→ **STORED RECORDS**
----------

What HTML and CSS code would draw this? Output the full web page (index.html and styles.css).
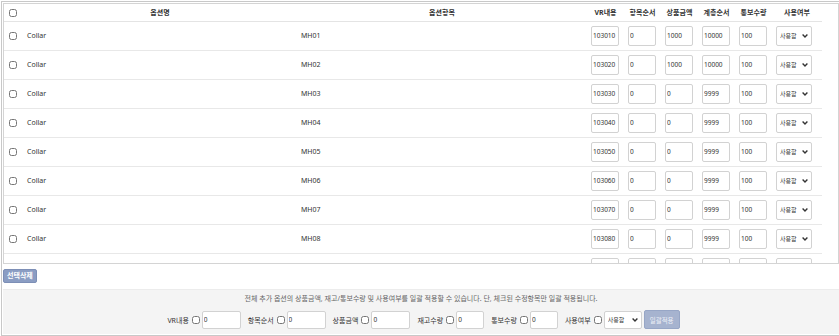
FILE: index.html
```html
<!doctype html>
<html lang="ko">
  <head>
    <meta charset="UTF-8" />
    <meta name="viewport" content="width=device-width, initial-scale=1.0" />
    <title>추가옵션 관리</title>
    <link rel="stylesheet" href="styles.css">
  </head>
  <body>
    <div class="wrap">
      <div class="scroll-box">
        <table class="opt-table">
          <colgroup>
            <col class="c-chk"><col class="c-name"><col class="c-item">
            <col class="c-num"><col class="c-num"><col class="c-num"><col class="c-num"><col class="c-num">
            <col class="c-use">
          </colgroup>
          <thead>
            <tr>
              <th><input type="checkbox" class="chk"></th>
              <th>옵션명</th>
              <th>옵션항목</th>
              <th>VR내용</th>
              <th>항목순서</th>
              <th>상품금액</th>
              <th>계층순서</th>
              <th>통보수량</th>
              <th>사용여부</th>
            </tr>
          </thead>
          <tbody id="rows"></tbody>
        </table>
      </div>

      <button class="btn-del">선택삭제</button>

      <div class="bulk">
        <p class="bulk-note">전체 추가 옵션의 상품금액, 재고/통보수량 및 사용여부를 일괄 적용할 수 있습니다. 단, 체크된 수정항목만 일괄 적용됩니다.</p>
        <div class="bulk-row">
          <label>VR내용 <input type="checkbox" class="chk"></label>
          <input type="text" class="inp wide" value="0">
          <label>항목순서 <input type="checkbox" class="chk"></label>
          <input type="text" class="inp wide" value="0">
          <label>상품금액 <input type="checkbox" class="chk"></label>
          <input type="text" class="inp wide" value="0">
          <label>재고수량 <input type="checkbox" class="chk"></label>
          <input type="text" class="inp" value="0">
          <label>통보수량 <input type="checkbox" class="chk"></label>
          <input type="text" class="inp" value="0">
          <label>사용여부 <input type="checkbox" class="chk"></label>
          <span class="sel-wrap wide">
            <select class="sel"><option>사용함</option><option>사용안함</option></select>
            <svg class="chev" width="6" height="4" viewBox="0 0 6 4"><polyline points="0.6,0.6 3,3 5.4,0.6" fill="none" stroke="#333" stroke-width="1.4"/></svg>
          </span>
          <button class="btn-apply">일괄적용</button>
        </div>
      </div>
    </div>

    <script>
      const rows = [
        ['MH01', '103010', '0', '1000', '10000', '100'],
        ['MH02', '103020', '0', '1000', '10000', '100'],
        ['MH03', '103030', '0', '0', '9999', '100'],
        ['MH04', '103040', '0', '0', '9999', '100'],
        ['MH05', '103050', '0', '0', '9999', '100'],
        ['MH06', '103060', '0', '0', '9999', '100'],
        ['MH07', '103070', '0', '0', '9999', '100'],
        ['MH08', '103080', '0', '0', '9999', '100'],
        ['MH09', '103090', '0', '0', '9999', '100']
      ];
      const chev = '<svg class="chev" width="6" height="4" viewBox="0 0 6 4"><polyline points="0.6,0.6 3,3 5.4,0.6" fill="none" stroke="#333" stroke-width="1.4"/></svg>';
      const body = document.getElementById('rows');
      rows.forEach((r) => {
        const tr = document.createElement('tr');
        let html = '<td><input type="checkbox" class="chk"></td><td>Collar</td><td>' + r[0] + '</td>';
        for (let i = 1; i < r.length; i++) {
          html += '<td><input type="text" class="inp" value="' + r[i] + '"></td>';
        }
        html += '<td><span class="sel-wrap"><select class="sel"><option>사용함</option><option>사용안함</option></select>' + chev + '</span></td>';
        tr.innerHTML = html;
        body.appendChild(tr);
      });
    </script>
  </body>
</html>
```

FILE: styles.css
```css
* {
  box-sizing: border-box;
  margin: 0;
  padding: 0;
}
body {
  font-family: 'Noto Sans', 'Noto Sans CJK KR', sans-serif;
  font-size: 7px;
  color: #333;
  background: #fff;
}
.wrap {
  margin: 1px 0 0 1px;
  border: 1px solid #c8c8c8;
  border-right: none;
  padding: 1px 0 0 1px;
  height: 335px;
}
.scroll-box {
  height: 261px;
  border: 1px solid #d4d4d4;
  overflow-y: scroll;
  background: #fff;
}
.opt-table {
  width: 818px;
  border-collapse: collapse;
  table-layout: fixed;
}
.c-chk { width: 19px; }
.c-name { width: 274px; }
.c-item { width: 290px; }
.c-num { width: 37px; }
.c-use { width: 50px; }
.opt-table th {
  height: 17px;
  font-weight: bold;
  text-align: center;
  border-bottom: 1px solid #e4e4e4;
  white-space: nowrap;
}
.opt-table td {
  height: 29px;
  border-bottom: 1px solid #e8e8e8;
  padding: 0 4px;
  text-align: left;
}
.opt-table td:first-child,
.opt-table th:first-child {
  padding: 0 0 0 5px;
  text-align: left;
}
.chk {
  width: 8px;
  height: 8px;
  margin: 0;
  vertical-align: middle;
}
.inp {
  width: 28px;
  height: 20px;
  border: 1px solid #d2d2d2;
  border-radius: 2px;
  padding: 0 1px;
  font-family: inherit;
  font-size: 6.5px;
  color: #333;
  background: #fff;
  vertical-align: middle;
}
.inp.wide {
  width: 39px;
}
.sel-wrap {
  position: relative;
  display: inline-block;
  width: 36px;
  height: 20px;
  vertical-align: middle;
}
.sel-wrap.wide {
  width: 38px;
  height: 18px;
}
.sel {
  appearance: none;
  -webkit-appearance: none;
  width: 100%;
  height: 100%;
  border: 1px solid #d2d2d2;
  border-radius: 2px;
  font-family: inherit;
  font-size: 6px;
  color: #333;
  background: #fff;
  padding: 0 0 0 3px;
}
.chev {
  position: absolute;
  right: 4px;
  top: 50%;
  margin-top: -2px;
  pointer-events: none;
}
.btn-del {
  display: block;
  margin-top: 5px;
  height: 14px;
  line-height: 12px;
  padding: 0 3px;
  background: #8b9dc3;
  color: #fff;
  font-family: inherit;
  font-size: 7px;
  font-weight: bold;
  border: 1px solid #7d8fb6;
  border-radius: 2px;
}
.bulk {
  margin-top: 6px;
  height: 45px;
  background: #f4f4f4;
  border-top: 1px solid #ececec;
  padding-top: 3px;
  text-align: center;
}
.bulk-note {
  color: #666;
  font-size: 7px;
  line-height: 12px;
}
.bulk-row {
  display: flex;
  justify-content: center;
  align-items: center;
  gap: 2px;
  margin-top: 5px;
}
.bulk-row label {
  display: flex;
  align-items: center;
  gap: 3px;
  font-size: 7px;
  color: #333;
  margin-left: 5px;
}
.bulk-row .inp {
  height: 18px;
}
.btn-apply {
  height: 19px;
  padding: 0 5px;
  background: #a6b3cf;
  color: #eef1f7;
  font-family: inherit;
  font-size: 6.5px;
  border: 1px solid #97a6c6;
  border-radius: 2px;
}
```
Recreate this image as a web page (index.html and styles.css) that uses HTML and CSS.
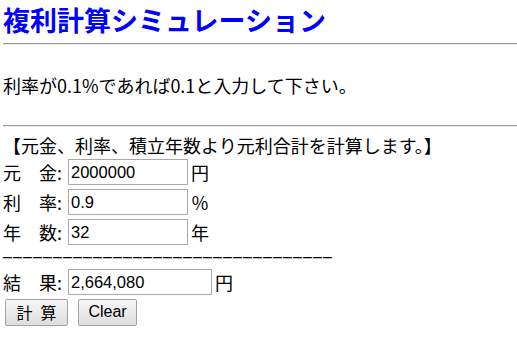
FILE: index.html
```html
<!DOCTYPE html>
<html lang="ja">

<head>
    <meta charset="UTF-8">
    <title>複利計算シミュレーション</title>
    <link rel="stylesheet" href="styles.css">
</head>

<body>

    <h2 class="title">複利計算シミュレーション</h2>
    <hr>

    <p class="note">利率が0.1%であれば0.1と入力して下さい。</p>
    <hr>

    <form id="calcForm" class="calc">
        <div class="intro">【元金、利率、積立年数より元利合計を計算します。】</div>

        <div class="row">
            <span class="label">元　金:</span>
            <input type="text" id="principal" class="field" value="2000000">
            <span class="unit">円</span>
        </div>
        <div class="row">
            <span class="label">利　率:</span>
            <input type="text" id="rate" class="field" value="0.9">
            <span class="unit">％</span>
        </div>
        <div class="row">
            <span class="label">年　数:</span>
            <input type="text" id="years" class="field" value="32">
            <span class="unit">年</span>
        </div>

        <div class="dashes">–––––––––––––––––––––––––––––––––</div>

        <div class="row">
            <span class="label">結　果:</span>
            <input type="text" id="result" class="field wide" value="2,664,080">
            <span class="unit">円</span>
        </div>

        <div class="row buttons">
            <button type="button" class="btn calc-btn" onclick="calculate()">計&ensp;算</button>
            <button type="reset" class="btn clear-btn">Clear</button>
        </div>
    </form>

    <script>
        function calculate() {
            const principal = parseFloat(document.getElementById('principal').value);
            const rate = parseFloat(document.getElementById('rate').value);
            const years = parseInt(document.getElementById('years').value, 10);

            const total = Math.round(principal * Math.pow(1 + rate / 100, years));
            document.getElementById('result').value = total.toLocaleString();
        }
    </script>

</body>

</html>
```

FILE: styles.css
```css
body {
    margin: 0 0 0 3px;
    font-family: "Noto Sans CJK JP", "Liberation Sans", sans-serif;
    font-size: 18px;
    color: #000;
    background: #fff;
}

.title {
    margin: 2px 0 0 0;
    font-size: 27px;
    line-height: 36px;
    font-weight: bold;
    color: #0000ff;
}

hr {
    margin: 5px 0 0 0;
    height: 0;
    border: none;
    border-top: 1px solid #9a9a9a;
    border-bottom: 1px solid #e8e8e8;
}

.note {
    margin: 27px 0 27px 0;
    line-height: 26px;
}

.note + hr {
    margin-top: 0;
}

.intro {
    margin-top: 6px;
    height: 24px;
    line-height: 24px;
}

.row {
    display: flex;
    align-items: center;
    height: 30px;
    white-space: nowrap;
}

.label {
    width: 65px;
}

.field {
    width: 120px;
    height: 26px;
    box-sizing: border-box;
    padding: 1px 2px;
    border: 1px solid #a9a9a9;
    font-family: "Liberation Sans", Arial, sans-serif;
    font-size: 16.5px;
    color: #000;
    outline: none;
}

.field.wide {
    width: 144px;
}

.unit {
    margin-left: 3px;
}

/* dashed separator line */
.dashes {
    height: 20px;
    line-height: 20px;
    font-family: "Liberation Sans", Arial, sans-serif;
    font-size: 16px;
    letter-spacing: 1.1px;
    white-space: nowrap;
}

.buttons {
    gap: 10px;
    padding-left: 2px;
}

.btn {
    height: 27px;
    box-sizing: border-box;
    padding: 0;
    border: 1px solid #a3a3a3;
    border-radius: 2px;
    background: linear-gradient(#f7f7f7, #dddddd);
    font-size: 16px;
    color: #000;
    cursor: pointer;
}

.calc-btn {
    width: 63px;
    font-family: "Noto Sans CJK JP", sans-serif;
}

.clear-btn {
    width: 59px;
    font-family: "Liberation Sans", Arial, sans-serif;
}
```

----------

→ **WHAT NEEDS TO BE DONE**
Pull out the lines above in which the word "index" appears.

→ **THE OUTPUT**
What HTML and CSS code would draw this? Output the full web page (index.html and styles.css).
FILE: index.html
Recreate this image as a web page (index.html and styles.css) that uses HTML and CSS.
FILE: index.html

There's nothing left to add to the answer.